[Work instructions] Pull out every line below that contains the word "interface".
### Data in this exercise
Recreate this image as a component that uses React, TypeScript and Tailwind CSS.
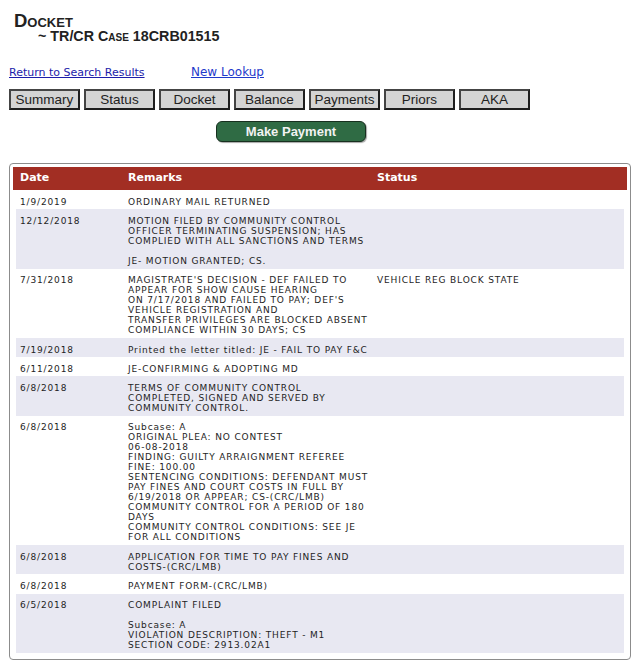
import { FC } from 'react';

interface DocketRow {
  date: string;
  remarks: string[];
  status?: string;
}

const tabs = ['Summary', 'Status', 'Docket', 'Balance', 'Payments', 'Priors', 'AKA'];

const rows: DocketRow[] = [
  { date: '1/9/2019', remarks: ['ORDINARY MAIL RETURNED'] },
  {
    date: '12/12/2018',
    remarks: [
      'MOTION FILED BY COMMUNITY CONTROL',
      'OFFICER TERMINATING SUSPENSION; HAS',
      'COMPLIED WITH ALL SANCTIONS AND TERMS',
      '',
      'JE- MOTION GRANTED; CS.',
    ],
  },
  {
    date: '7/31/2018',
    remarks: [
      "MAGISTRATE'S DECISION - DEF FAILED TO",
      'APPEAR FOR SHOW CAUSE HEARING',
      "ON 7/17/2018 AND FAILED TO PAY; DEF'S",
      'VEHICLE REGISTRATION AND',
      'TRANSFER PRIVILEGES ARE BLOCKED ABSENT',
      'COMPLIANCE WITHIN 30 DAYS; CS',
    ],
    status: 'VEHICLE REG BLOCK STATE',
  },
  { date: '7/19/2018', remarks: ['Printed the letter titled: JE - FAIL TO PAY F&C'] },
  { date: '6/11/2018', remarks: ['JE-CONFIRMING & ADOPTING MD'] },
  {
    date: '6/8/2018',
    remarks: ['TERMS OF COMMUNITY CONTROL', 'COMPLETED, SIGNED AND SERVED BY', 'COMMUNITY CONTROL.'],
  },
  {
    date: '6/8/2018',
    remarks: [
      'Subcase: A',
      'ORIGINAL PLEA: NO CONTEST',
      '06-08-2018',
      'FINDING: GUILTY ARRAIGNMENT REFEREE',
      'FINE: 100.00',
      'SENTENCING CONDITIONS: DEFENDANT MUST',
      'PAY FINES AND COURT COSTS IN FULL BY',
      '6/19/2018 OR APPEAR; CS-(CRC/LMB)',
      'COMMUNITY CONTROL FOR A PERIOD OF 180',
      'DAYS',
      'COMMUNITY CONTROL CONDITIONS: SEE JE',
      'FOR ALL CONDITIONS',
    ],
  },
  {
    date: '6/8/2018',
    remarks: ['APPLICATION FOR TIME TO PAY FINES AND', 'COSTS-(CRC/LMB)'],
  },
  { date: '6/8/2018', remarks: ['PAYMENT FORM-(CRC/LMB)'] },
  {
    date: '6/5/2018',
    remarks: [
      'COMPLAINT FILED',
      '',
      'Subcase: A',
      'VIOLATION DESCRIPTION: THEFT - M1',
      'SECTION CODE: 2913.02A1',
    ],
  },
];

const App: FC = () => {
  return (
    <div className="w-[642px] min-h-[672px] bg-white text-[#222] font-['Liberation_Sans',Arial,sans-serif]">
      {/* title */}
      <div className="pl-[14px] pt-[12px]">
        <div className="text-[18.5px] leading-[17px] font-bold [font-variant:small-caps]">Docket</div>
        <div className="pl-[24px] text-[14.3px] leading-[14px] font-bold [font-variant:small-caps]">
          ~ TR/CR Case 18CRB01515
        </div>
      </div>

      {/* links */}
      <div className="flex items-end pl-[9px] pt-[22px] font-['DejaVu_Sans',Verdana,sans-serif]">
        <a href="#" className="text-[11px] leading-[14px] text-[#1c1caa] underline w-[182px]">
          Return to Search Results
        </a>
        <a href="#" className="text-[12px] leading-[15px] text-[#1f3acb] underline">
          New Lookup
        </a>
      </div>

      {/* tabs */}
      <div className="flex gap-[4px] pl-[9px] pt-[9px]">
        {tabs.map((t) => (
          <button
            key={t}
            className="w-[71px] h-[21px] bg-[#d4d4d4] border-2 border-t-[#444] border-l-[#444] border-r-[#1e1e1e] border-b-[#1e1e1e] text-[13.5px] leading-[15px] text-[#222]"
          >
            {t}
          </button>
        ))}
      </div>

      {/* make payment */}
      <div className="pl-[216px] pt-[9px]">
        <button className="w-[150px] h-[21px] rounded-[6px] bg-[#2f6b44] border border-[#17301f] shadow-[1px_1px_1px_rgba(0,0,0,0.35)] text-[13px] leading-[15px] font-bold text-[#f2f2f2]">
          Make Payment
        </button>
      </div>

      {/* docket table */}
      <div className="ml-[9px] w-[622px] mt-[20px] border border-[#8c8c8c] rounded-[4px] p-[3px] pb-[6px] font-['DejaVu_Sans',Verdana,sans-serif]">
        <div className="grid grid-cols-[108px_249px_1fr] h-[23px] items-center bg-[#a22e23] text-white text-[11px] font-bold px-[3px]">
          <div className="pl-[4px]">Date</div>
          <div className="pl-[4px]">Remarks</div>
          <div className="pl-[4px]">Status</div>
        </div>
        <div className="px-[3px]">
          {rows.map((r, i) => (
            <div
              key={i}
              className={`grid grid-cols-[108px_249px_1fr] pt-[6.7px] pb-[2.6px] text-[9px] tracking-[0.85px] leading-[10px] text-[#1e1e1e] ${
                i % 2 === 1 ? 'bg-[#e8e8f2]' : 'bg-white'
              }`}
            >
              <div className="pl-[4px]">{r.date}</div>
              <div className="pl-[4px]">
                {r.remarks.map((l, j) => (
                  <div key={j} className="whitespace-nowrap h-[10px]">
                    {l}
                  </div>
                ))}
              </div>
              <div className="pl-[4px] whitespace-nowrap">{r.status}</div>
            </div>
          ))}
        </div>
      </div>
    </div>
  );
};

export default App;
######
### Data in this exercise
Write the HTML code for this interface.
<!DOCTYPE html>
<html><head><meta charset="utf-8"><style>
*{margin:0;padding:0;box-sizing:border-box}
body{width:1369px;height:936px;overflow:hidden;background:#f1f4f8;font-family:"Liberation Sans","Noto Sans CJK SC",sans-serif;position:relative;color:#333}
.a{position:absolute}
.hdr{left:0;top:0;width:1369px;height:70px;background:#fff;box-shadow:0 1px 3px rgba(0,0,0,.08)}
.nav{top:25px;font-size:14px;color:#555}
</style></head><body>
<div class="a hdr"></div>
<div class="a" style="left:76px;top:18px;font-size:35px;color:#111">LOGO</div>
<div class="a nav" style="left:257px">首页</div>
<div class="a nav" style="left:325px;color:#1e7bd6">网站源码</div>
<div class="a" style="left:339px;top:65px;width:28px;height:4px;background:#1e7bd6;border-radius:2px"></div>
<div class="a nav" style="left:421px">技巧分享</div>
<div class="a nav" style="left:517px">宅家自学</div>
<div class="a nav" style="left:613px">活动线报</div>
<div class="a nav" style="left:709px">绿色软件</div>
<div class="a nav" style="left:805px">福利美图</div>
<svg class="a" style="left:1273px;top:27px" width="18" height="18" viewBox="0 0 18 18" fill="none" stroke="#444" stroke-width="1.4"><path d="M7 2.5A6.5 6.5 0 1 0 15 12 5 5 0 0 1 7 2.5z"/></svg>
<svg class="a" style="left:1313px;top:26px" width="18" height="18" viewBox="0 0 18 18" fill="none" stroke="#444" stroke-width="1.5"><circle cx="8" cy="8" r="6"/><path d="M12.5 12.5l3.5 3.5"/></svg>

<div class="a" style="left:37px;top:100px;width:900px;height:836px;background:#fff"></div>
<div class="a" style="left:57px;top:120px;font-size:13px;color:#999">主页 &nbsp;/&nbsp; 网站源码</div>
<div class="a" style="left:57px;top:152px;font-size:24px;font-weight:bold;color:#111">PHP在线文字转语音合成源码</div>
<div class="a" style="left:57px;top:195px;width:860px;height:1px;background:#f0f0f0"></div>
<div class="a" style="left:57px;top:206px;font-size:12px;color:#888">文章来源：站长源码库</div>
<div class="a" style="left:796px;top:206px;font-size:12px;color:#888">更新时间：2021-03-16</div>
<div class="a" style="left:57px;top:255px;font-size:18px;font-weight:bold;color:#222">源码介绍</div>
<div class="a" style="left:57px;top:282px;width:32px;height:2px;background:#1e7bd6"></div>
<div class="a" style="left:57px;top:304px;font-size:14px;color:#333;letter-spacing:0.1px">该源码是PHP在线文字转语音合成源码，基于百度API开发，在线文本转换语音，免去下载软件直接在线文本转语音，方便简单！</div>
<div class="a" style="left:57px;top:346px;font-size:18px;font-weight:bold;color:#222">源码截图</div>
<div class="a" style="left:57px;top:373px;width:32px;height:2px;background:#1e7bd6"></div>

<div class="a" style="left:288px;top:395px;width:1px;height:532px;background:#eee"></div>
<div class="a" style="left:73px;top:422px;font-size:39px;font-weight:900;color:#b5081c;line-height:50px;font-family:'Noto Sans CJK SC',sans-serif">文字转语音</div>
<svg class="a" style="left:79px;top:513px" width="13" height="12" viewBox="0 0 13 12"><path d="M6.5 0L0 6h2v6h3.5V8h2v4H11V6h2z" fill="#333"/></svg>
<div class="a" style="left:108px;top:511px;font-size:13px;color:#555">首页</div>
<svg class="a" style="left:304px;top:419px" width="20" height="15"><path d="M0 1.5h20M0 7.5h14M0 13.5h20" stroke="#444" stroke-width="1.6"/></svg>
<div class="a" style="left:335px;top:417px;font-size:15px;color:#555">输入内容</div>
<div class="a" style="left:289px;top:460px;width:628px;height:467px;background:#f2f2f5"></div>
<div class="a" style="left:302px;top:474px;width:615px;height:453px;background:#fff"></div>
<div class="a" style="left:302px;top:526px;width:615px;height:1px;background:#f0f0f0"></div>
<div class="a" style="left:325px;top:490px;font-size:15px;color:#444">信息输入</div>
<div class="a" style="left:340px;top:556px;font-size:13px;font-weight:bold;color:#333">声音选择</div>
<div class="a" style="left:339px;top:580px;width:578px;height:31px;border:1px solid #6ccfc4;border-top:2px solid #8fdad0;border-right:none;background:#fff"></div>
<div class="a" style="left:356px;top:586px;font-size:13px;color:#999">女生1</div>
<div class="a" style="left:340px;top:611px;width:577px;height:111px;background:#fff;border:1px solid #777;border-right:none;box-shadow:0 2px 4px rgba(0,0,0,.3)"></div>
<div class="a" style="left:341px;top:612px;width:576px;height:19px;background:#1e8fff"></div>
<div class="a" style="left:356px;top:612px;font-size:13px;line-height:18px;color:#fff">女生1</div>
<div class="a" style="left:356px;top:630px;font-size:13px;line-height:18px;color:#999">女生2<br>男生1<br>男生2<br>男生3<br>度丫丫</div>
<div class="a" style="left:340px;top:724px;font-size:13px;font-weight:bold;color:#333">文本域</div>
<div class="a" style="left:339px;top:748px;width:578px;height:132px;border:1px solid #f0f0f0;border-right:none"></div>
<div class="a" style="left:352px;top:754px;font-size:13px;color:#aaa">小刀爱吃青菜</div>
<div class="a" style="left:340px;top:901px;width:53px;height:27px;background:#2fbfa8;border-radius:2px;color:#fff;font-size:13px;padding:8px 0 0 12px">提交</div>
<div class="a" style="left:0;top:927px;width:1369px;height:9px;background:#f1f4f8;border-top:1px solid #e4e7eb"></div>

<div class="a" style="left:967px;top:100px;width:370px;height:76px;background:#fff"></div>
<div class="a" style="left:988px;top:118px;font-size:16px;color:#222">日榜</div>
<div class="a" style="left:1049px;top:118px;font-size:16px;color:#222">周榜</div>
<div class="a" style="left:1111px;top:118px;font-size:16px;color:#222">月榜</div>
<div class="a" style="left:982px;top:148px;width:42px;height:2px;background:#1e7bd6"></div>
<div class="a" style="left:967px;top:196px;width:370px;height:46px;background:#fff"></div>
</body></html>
######
[The output]
interface DocketRow {
Write the HTML code for this interface.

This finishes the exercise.